20% will be required as soon as Rough Inspection is passed.
• EQUIPMENT & OTHER INVOICES (NOT SERVICE CALLS)
50% Deposit is required to place an order.
30% will be required once the items have been received in our warehouse.
10% will be required while installation is being done (“ Substantial Advance”).
10% will be required upon project delivery.
• SHADES INVOICES
60% Deposit is required to place an order.
30% will be required once the items have been received in our warehouse.
10% will be required upon project deliver.
• LIGHT-FIXTURES INVOICES
70% Deposit is required to place an order.
30% will be required once the items have been received in our warehouse.
• CHANGE ORDER INVOICES
80% Deposit is required to place an order.
20% will be required upon project delivery.

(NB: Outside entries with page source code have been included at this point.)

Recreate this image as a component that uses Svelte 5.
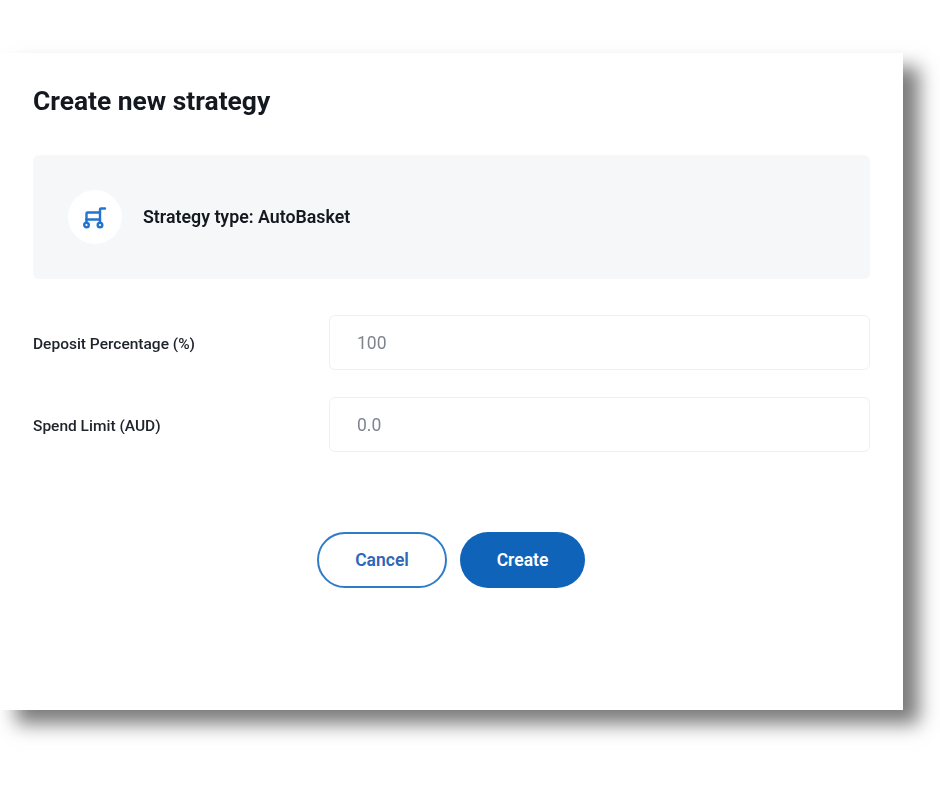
<script>
  const fields = [
    { label: 'Deposit Percentage (%)', placeholder: '100' },
    { label: 'Spend Limit (AUD)', placeholder: '0.0' }
  ];
</script>

<div class="page">
  <main class="dialog">
    <h1>Create new strategy</h1>

    <section class="type-card">
      <div class="icon-circle">
        <svg width="24" height="24" viewBox="0 0 24 24" fill="none" stroke="#2574cc" stroke-width="2.400" stroke-linecap="round">
          <path d="M22 3.500h-4a1 1 0 0 0-1 1v13" />
          <path d="M17 7.500H4.500a1 1 0 0 0-1 1v9" />
          <path d="M3.500 14.500h13.500" />
          <circle cx="3.500" cy="20" r="2.300" />
          <circle cx="17" cy="20" r="2.300" />
        </svg>
      </div>
      <span>Strategy type: AutoBasket</span>
    </section>

    <form class="fields">
      {#each fields as field}
        <label class="row">
          <span>{field.label}</span>
          <input type="text" placeholder={field.placeholder} />
        </label>
      {/each}
    </form>

    <div class="actions">
      <button class="cancel" type="button">Cancel</button>
      <button class="create" type="button">Create</button>
    </div>
  </main>
</div>

<style>
  :global(body) {
    background: #fff;
  }

  .page {
    box-sizing: border-box;
    height: 788px;
    padding-top: 53px;
    overflow: hidden;
  }

  .dialog {
    box-sizing: border-box;
    width: 903px;
    height: 657px;
    padding: 30px 33px 0;
    background: #fff;
    box-shadow: 16px 14px 18px rgba(0, 0, 0, 0.52);
    font-family: Roboto, sans-serif;
    color: #14181f;
    filter: blur(0.35px);
  }

  h1 {
    margin: 0;
    font-size: 26.400px;
    line-height: 36px;
    font-weight: 700;
  }

  .type-card {
    display: flex;
    align-items: center;
    gap: 21px;
    height: 124px;
    margin-top: 36px;
    padding-left: 35px;
    border-radius: 6px;
    background: #f5f7f9;
    font-size: 17.800px;
    font-weight: 600;
  }

  .type-card span {
    padding-bottom: 2px;
  }

  .icon-circle {
    display: flex;
    align-items: center;
    justify-content: center;
    width: 54px;
    height: 54px;
    border-radius: 50%;
    background: #fff;
  }

  .fields {
    display: flex;
    flex-direction: column;
    gap: 27px;
    margin-top: 36px;
  }

  .row {
    display: grid;
    grid-template-columns: 296px 1fr;
    align-items: center;
    font-size: 15.500px;
    font-weight: 500;
    color: #20252d;
  }

  .row span {
    padding-top: 2px;
  }

  input {
    box-sizing: border-box;
    width: 100%;
    height: 55px;
    padding: 0 27px;
    border: 1px solid #eff0f2;
    border-radius: 6px;
    background: #fff;
    font-family: inherit;
    font-size: 17.500px;
    outline: none;
  }

  input::placeholder {
    color: #7f858e;
    opacity: 1;
  }

  .actions {
    display: flex;
    justify-content: center;
    gap: 13px;
    margin-top: 80px;
    padding-right: 1px;
  }

  button {
    box-sizing: border-box;
    height: 56px;
    border-radius: 28px;
    font-family: inherit;
    font-size: 17.500px;
    font-weight: 600;
  }

  .cancel {
    width: 130px;
    border: 2px solid #2f7bc8;
    background: #fff;
    color: #2f66b5;
  }

  .create {
    width: 125px;
    border: 0;
    background: #0f63b9;
    color: #fff;
  }
</style>
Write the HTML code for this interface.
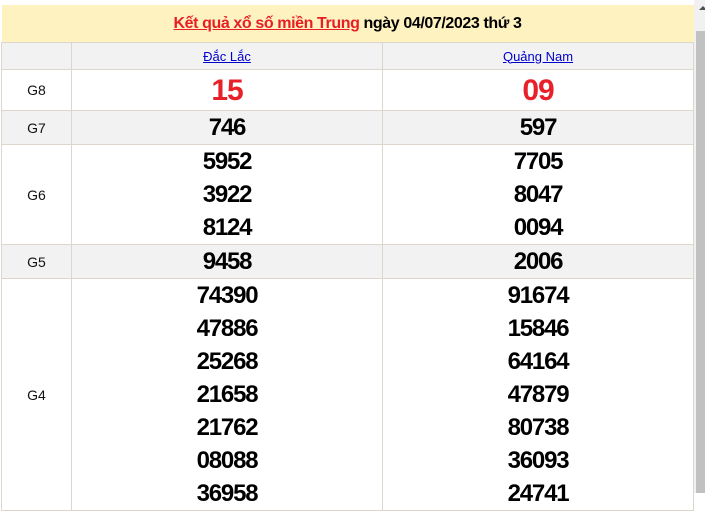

• TV ORDERS AND EQUIPMENT ONLY INVOICES
Client acknowledges and accepts this agreement with:
– Accepting the estimate once sent by PORTAL
– Digital signature of the PDF file
– Paper signature of the Estimate
– Sending an email noting the acceptance of the agreement with the estimate number
Additional Terms.
No additional terms in this agreement.